I am a liberal attracted to something called the legal-process school, which locates me in the moderate wing of legal liberalism. During the 1940s and '50s among leading legal scholars, the school was the most influential way of thinking about the American constitutional system. Today, the primary question about a Supreme Court case is: What is the right outcome in substantive law? Rather than focusing on outcomes, the legal-process school showed how "process"—rules of procedure but also different parts of federal and state government that affect the way a dispute is resolved—shaped substantive law.

The school focused on institutional competence, asking which institution should make a legal decision and how: The federal or a state government? An executive agency, the legislature, or a court? A trial court or a court of appeals? If a trial court, a judge or a jury?

The premise of the school was that the essential function of the Supreme Court and of federal courts in general was to resolve disputes that were properly before them and to leave policy-making to the states and the other federal branches, except when policy was inextricably tied to law. It viewed American law and government as an elaborate, judicious, and progressive system, and provided an authoritative map.

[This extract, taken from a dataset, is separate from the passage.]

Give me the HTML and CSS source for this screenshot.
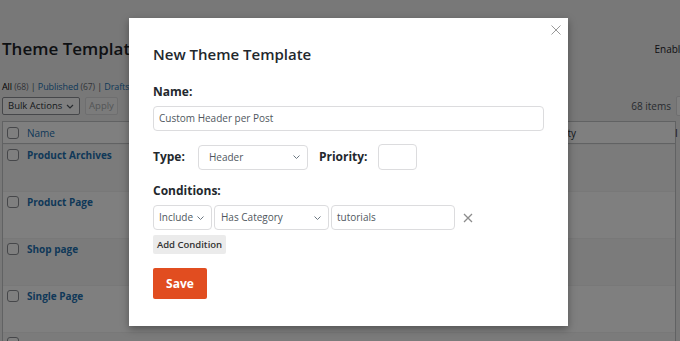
FILE: index.html
```html
<!DOCTYPE html>
<html>
<head>
<meta charset="utf-8">
<link rel="stylesheet" href="styles.css">
</head>
<body>
<div class="page">
  <div class="head">
    <h1>Theme Templates</h1>
    <span class="enable">Enable</span>
  </div>
  <div class="subsub"><span class="cur">All</span> <span class="cnt">(68)</span> | <a>Published</a> <span class="cnt">(67)</span> | <a>Drafts</a></div>
  <div class="tablenav">
    <div class="actions">
      <div class="bulk"><span>Bulk Actions</span><svg class="chev" width="8" height="5" viewBox="0 0 8 5"><polyline points="1,1 4,4 7,1" fill="none" stroke="currentColor" stroke-width="1.2"/></svg></div>
      <div class="apply">Apply</div>
    </div>
    <div class="pages">68 items <span class="pagebox"></span></div>
  </div>
  <div class="list">
    <div class="lrow hdr"><span class="cb"></span><span class="colname">Name</span><span class="colprio">ity</span><span class="collast">I</span></div>
    <div class="lrow alt"><span class="cb"></span><a class="ttl">Product Archives</a></div>
    <div class="lrow"><span class="cb"></span><a class="ttl">Product Page</a></div>
    <div class="lrow alt"><span class="cb"></span><a class="ttl">Shop page</a></div>
    <div class="lrow"><span class="cb"></span><a class="ttl">Single Page</a></div>
    <div class="lrow alt last"><span class="cb"></span></div>
  </div>
</div>
<div class="overlay"></div>
<div class="modal">
  <svg class="close" width="10" height="10" viewBox="0 0 10 10"><path d="M0.5 0.5 L9.5 9.5 M9.5 0.5 L0.5 9.5" stroke="#9a9a9a" stroke-width="1"/></svg>
  <h2>New Theme Template</h2>
  <div class="lbl">Name:</div>
  <div class="field name">Custom Header per Post</div>
  <div class="typerow">
    <span class="lbl inline">Type:</span>
    <div class="field sel type">Header<svg class="chev" width="7" height="4" viewBox="0 0 7 4"><polyline points="0.5,0.5 3.5,3.5 6.5,0.5" fill="none" stroke="currentColor" stroke-width="1"/></svg></div>
    <span class="lbl inline prio">Priority:</span>
    <div class="field priority"></div>
  </div>
  <div class="lbl cond">Conditions:</div>
  <div class="condrow">
    <div class="field sel include">Include<svg class="chev" width="7" height="4" viewBox="0 0 7 4"><polyline points="0.5,0.5 3.5,3.5 6.5,0.5" fill="none" stroke="currentColor" stroke-width="1"/></svg></div>
    <div class="field sel cat">Has Category<svg class="chev" width="7" height="4" viewBox="0 0 7 4"><polyline points="0.5,0.5 3.5,3.5 6.5,0.5" fill="none" stroke="currentColor" stroke-width="1"/></svg></div>
    <div class="field val">tutorials</div>
    <svg class="remove" width="10" height="10" viewBox="0 0 10 10"><path d="M1 1 L9 9 M9 1 L1 9" stroke="#8c8c8c" stroke-width="1.3"/></svg>
  </div>
  <div class="addcond">Add Condition</div>
  <div class="save">Save</div>
</div>
</body>
</html>
```

FILE: styles.css
```css
* { box-sizing: border-box; }
html, body { margin: 0; padding: 0; }
body {
  width: 680px;
  height: 341px;
  overflow: hidden;
  background: #f0f0f1;
  font-family: "Open Sans", "Noto Sans", sans-serif;
  color: #1d2327;
  position: relative;
}
.page { padding: 37px 0 0 2px; height: 341px; overflow: hidden; }
.head { display: flex; justify-content: space-between; align-items: center; height: 24px; }
.head h1 { margin: 0; font-size: 17px; font-weight: 600; line-height: 24px; }
.enable { font-size: 10px; color: #1d2327; margin-right: -6px; }
.subsub { margin-top: 18px; font-size: 9px; line-height: 16px; color: #50575e; white-space: nowrap; letter-spacing: -0.1px; }
.subsub .cur { color: #000; }
.subsub a { color: #2271b1; }
.subsub .cnt { color: #646970; font-size: 8.5px; }
.tablenav { margin-top: 2px; display: flex; justify-content: space-between; align-items: center; height: 18px; }
.actions { display: flex; gap: 5px; }
.bulk {
  width: 78px; height: 18px; border: 1px solid #8c8f94; border-radius: 2px; background: #fff;
  font-size: 9.5px; line-height: 16px; padding: 0 5px 0 5px; color: #2c3338; white-space: nowrap;
  display: flex; justify-content: space-between; align-items: center;
}
.bulk .chev { color: #50575e; flex: none; }
.apply {
  width: 33px; height: 18px; border: 1px solid #dcdcde; border-radius: 2px; background: #f6f7f7;
  font-size: 9.5px; line-height: 16px; color: #a7aaad; text-align: center;
}
.pages { font-size: 10px; color: #50575e; display: flex; align-items: center; gap: 5px; margin-right: -14px; }
.pagebox { width: 18px; height: 20px; border: 1px solid #dcdcde; background: #fff; border-radius: 2px; }
.list { margin-top: 6px; width: 674px; border: 1px solid #c3c4c7; background: #fff; }
.lrow { height: 47px; display: flex; align-items: flex-start; padding: 3px 0 0 4px; position: relative; border-top: 1px solid #f0f0f1; }
.lrow.hdr { height: 22px; align-items: center; padding-top: 0; border-top: none; border-bottom: 1px solid #c3c4c7; }
.lrow.alt { background: #f6f7f7; }
.cb { width: 12px; height: 12px; border: 1px solid #8c8f94; border-radius: 3px; background: #fff; flex: none; margin-top: 1px; }
.hdr .cb { margin-top: 0; }
.colname { margin-left: 8px; font-size: 10px; color: #2271b1; }
.colprio { position: absolute; left: 562px; top: 4px; font-size: 10px; color: #2c3338; }
.collast { position: absolute; left: 672px; top: 4px; font-size: 10px; color: #2c3338; }
.ttl { margin-left: 8px; font-size: 10px; font-weight: 700; color: #2271b1; line-height: 14px; }
.overlay { position: absolute; inset: 0; background: rgba(0, 0, 0, 0.5); }
.modal {
  position: absolute; left: 129px; top: 18px; width: 439px; height: 308px;
  background: #fff; box-shadow: 0 3px 8px rgba(0, 0, 0, 0.35);
  padding: 25px 24px 0 24px;
}
.close { position: absolute; right: 7px; top: 7px; }
.modal h2 { margin: 0; font-size: 15px; font-weight: 600; line-height: 22px; color: #23282d; }
.lbl { font-size: 12px; font-weight: 700; color: #23282d; line-height: 16px; }
.modal h2 + .lbl { margin-top: 19px; }
.field {
  height: 25px; border: 1px solid #dcdcde; border-radius: 4px; background: #fff;
  font-size: 10px; color: #50575e; line-height: 23px; padding-left: 5px; white-space: nowrap;
}
.field.name { margin-top: 6px; width: 391px; }
.sel { display: flex; justify-content: space-between; align-items: center; padding-right: 7px; }
.sel .chev { color: #6c7781; flex: none; }
.typerow { margin-top: 13px; display: flex; align-items: center; height: 26px; }
.lbl.inline { flex: none; }
.type { width: 110px; margin-left: 13px; padding-left: 10px; }
.prio { margin-left: 11px; }
.priority { width: 39px; height: 26px; margin-left: 10px; }
.lbl.cond { margin-top: 13px; }
.condrow { margin-top: 6px; display: flex; align-items: center; gap: 2px; }
.include { width: 59px; }
.cat { width: 115px; padding-left: 6px; }
.val { width: 124px; }
.remove { margin-left: 6px; }
.addcond {
  margin-top: 5px; width: 73px; height: 19px; background: #ebebeb; border-radius: 2px;
  font-size: 9.5px; font-weight: 600; color: #333; line-height: 19px; text-align: center;
}
.save {
  margin-top: 14px; width: 54px; height: 31px; background: #e14d20; border-radius: 2px;
  color: #fff; font-size: 12px; font-weight: 700; line-height: 31px; text-align: center;
}
```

The school encouraged skepticism about the Supreme Court's assertion of its power. That has proved useful for me as a liberal during the decades I have written about the Court. Throughout this period, it has largely been conservative, led by conservative Chief Justices appointed by Republicans since 1969.

The political scientist Lee Epstein, who is a leader among scholars doing empirical studies of the institution, called it "The Republican Court," which, at the end of the 2015 Term, completed its 47th year. That span is strikingly significant, one-fifth of the Court's history and three-fifths of its modern era (commonly said to begin in 1937, as I discuss in chapter 2).

The term was perhaps the best one in almost a half-century for focusing on the Court as a political institution. It provided an unusual opportunity to understand how the Court's character as a political institution affects the law it makes, and why some changes taking account of this reality would benefit the Court and the country—in how Justices are chosen, in how long they serve, and in how journalism covers their decisions, among others.

The term was also a good one for reminders that, while a political institution, it remains a legal one, at the pinnacle of the American constitutional system. When the Court is functioning properly, it tempers politics into effective law or concentrates solely on law.

When it is not, it allows politics to cloud and contaminate law and reinforce its political side, which in recent decades has sometimes led the Court to act as if it is supreme in that system. The 2015 Term made clear that it is not.